Un seul photon pour deux chemins différents
Selon la dualité onde-corpuscule, un photon est à la fois une particule et une onde électromagnétique, qui peut être polarisée horizontalement ou verticalement. Les chercheurs ont paramétré leur installation de telle manière que si le photon est polarisé verticalement, il s’engage tout d’abord sur le chemin de gauche puis, en rentrant par une autre entrée, le chemin de droite. Dans le cas d’une polarisation horizontale, le photon s’engage d’abord sur le chemin de droite, puis sur celui de gauche.
Cependant, la mécanique quantique permet également au photon d’être polarisé simultanément verticalement et horizontalement, il s’agit alors d’une polarisation oblique (ou diagonale).
Lorsqu’un photon polarisé obliquement entre dans l’interféromètre, sa fonction d’onde se sépare en deux parties, une polarisée verticalement et une horizontalement ; le photon prend ainsi les deux chemins simultanément avant que sa fonction d’onde ne se réunisse en sortie de l’appareil.
Quand le photon répète le trajet, il suit de nouveau les deux chemins, bien que les deux parties de sa fonction d’onde n’empruntent ces chemins qu’une seule fois.

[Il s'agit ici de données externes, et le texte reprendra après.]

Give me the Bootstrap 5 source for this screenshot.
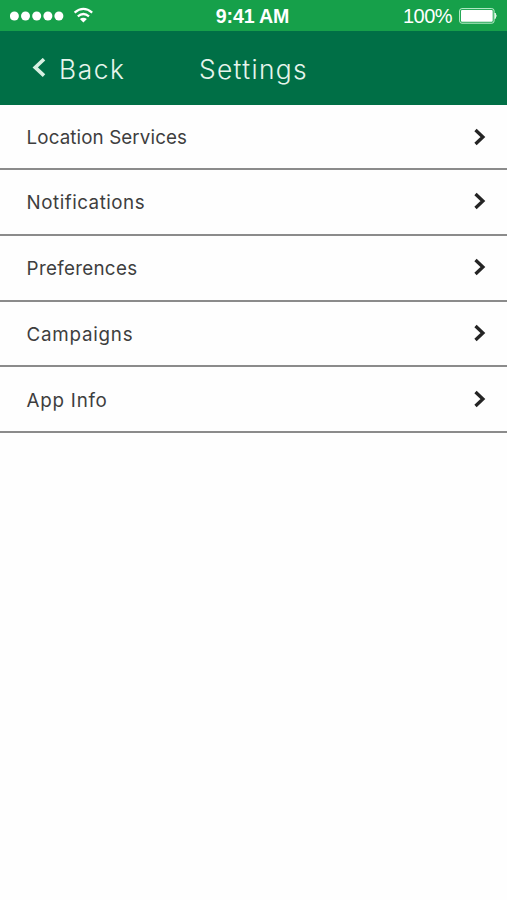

Si bien qu’il devient impossible de savoir dans quel ordre le photon a suivi le chemin en question. Pour suivre l’avancée du photon, les physiciens ne peuvent pas simplement insérer des détecteurs pour le localiser, car toute mesure provoquerait l’effondrement de la fonction d’onde et l’expérience échouerait.
L’ordre indiscernable des événements à l’échelle quantique
Afin de contourner cet écueil, les chercheurs ont utilisé un autre paramètre : la distribution spatiale du photon. Il est ainsi possible d’influer sur cette distribution spatiale en plaçant des lentilles et autres dispositifs optiques sur chacun des chemins empruntables.
Ces changements subtiles représentent les « événements » de l’expérience et, en fonction de la petite série de changements que les physiciens effectuent le long de chaque trajectoire, la polarisation du photon peut basculer d’une direction oblique à une autre, tandis que les deux parties de sa fonction d’onde se recombinent.
Au cours de plusieurs essais, les chercheurs ont implémenté différentes combinaisons de changements sur la distribution spatiale du photon dans les deux trajectoires. Si le photon prend un chemin avant d’en prendre un autre, alors la corrélation entre ces changements et la polarisation finale du photon doivent obéir à certaines limites de causalité. Mais si le photon prend simultanément les deux chemins au départ, alors la corrélation viole ces limites. Et c’est cette violation qui a été observée.
En l’état, les auteurs ont choisi de mener indépendamment les changements de distribution spatiale dans les deux chemins. Cependant, en principe, l’expérience montre que la mécanique quantique permet aux deux processus de se déclencher simultanément l’un l’autre. « Il apparaît une situation où A peut causer B, tandis qu’au même moment, B cause A » explique Cyril Branciard, physicien à l’institut Néel de Grenoble (France).
Une expérience similaire avait été précédemment menée à l’université de Vienne en 2015, mais les résultats de cette nouvelle expérience surpassent les limitations techniques de celle-ci et le dispositif utilisé pourrait aider plus aisément au développement d’applications pratiques.
Le commutateur quantique pourrait, par exemple, intervenir dans la manipulation et la transmission d’information encodée dans l’état quantique de photons individuels ou d’autres particules. Un tel dispositif devrait faire passer les particules à l’intérieur de canaux quantiques, comme la fibre optique, et subirait donc nécessairement un bruit de fond. Mais même si deux canaux souffrent trop du bruit pour transmettre correctement l’information quantique, ils pourraient être transformés en commutateur quantique ; afin de permettre à l’information de circuler.